HOW TO MOOR YOUR SELF-DRIVE BOAT AND GET IT RIGHT EVERY TIME

If you're a beginner, handling and mooring your pénichette© or canal boat can seem a bit tricky at first. But if you follow a few expert tips, it's child's play!

"It all depends on the type of canal boat or pénichette©, the weather conditions and the kind of mooring point (a quay, a bank, a lock, etc.). For example, mooring on a bank can be the trickiest to get right, but it's nothing to get worried about", says Ferhat Halli, a technical assistant at the Locaboat base in Joigny. He believes that you just need to follow a few basic guidelines and use your common sense:

1/ adjust your speed to the circumstances.
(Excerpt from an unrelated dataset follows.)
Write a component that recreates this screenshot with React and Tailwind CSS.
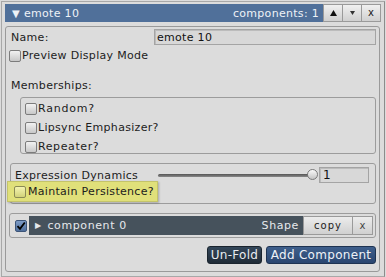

2/ make sure your mooring lines are tidy, in other words, properly stowed, coiled and without any knots in them.

3/ get one or two crew members to help you (one forward and one aft).

As regards speed, the faster you are going, the more engine power it will take to stop the canal boat. So you have to take into account the speed of the propeller in reverse: when the propeller turns to the left, the front of the boat will tend to veer to the right. A simple tip is to choose a landmark on the bank or the quay to check whether you're moving, and in what direction. Most important of all, it's crucial to tell your crew members not to jump off the boat until it has come to a stop.
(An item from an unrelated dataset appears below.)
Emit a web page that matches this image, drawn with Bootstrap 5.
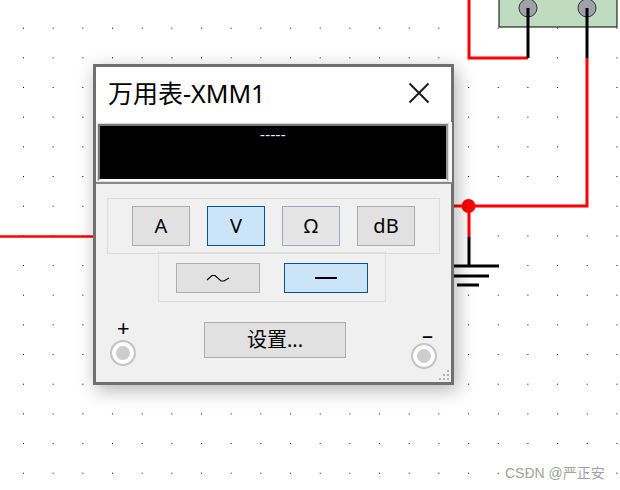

As regards any knots in the mooring lines, there's a danger they will get caught in the masonry joints of a lock. So it's always better to attach the mooring line to the boat's cleats and not to the quay: one loop around the bollard and then two figures of eight round the boat's cleat should be enough to tie up the boat. If you do it this way, you can release the mooring line without having to get out onto the quay.

And when you leave a mooring, it's important to stow the mooring lines properly so that they don't get caught in the propeller – and, of course, so that they're ready for the next manoeuvre!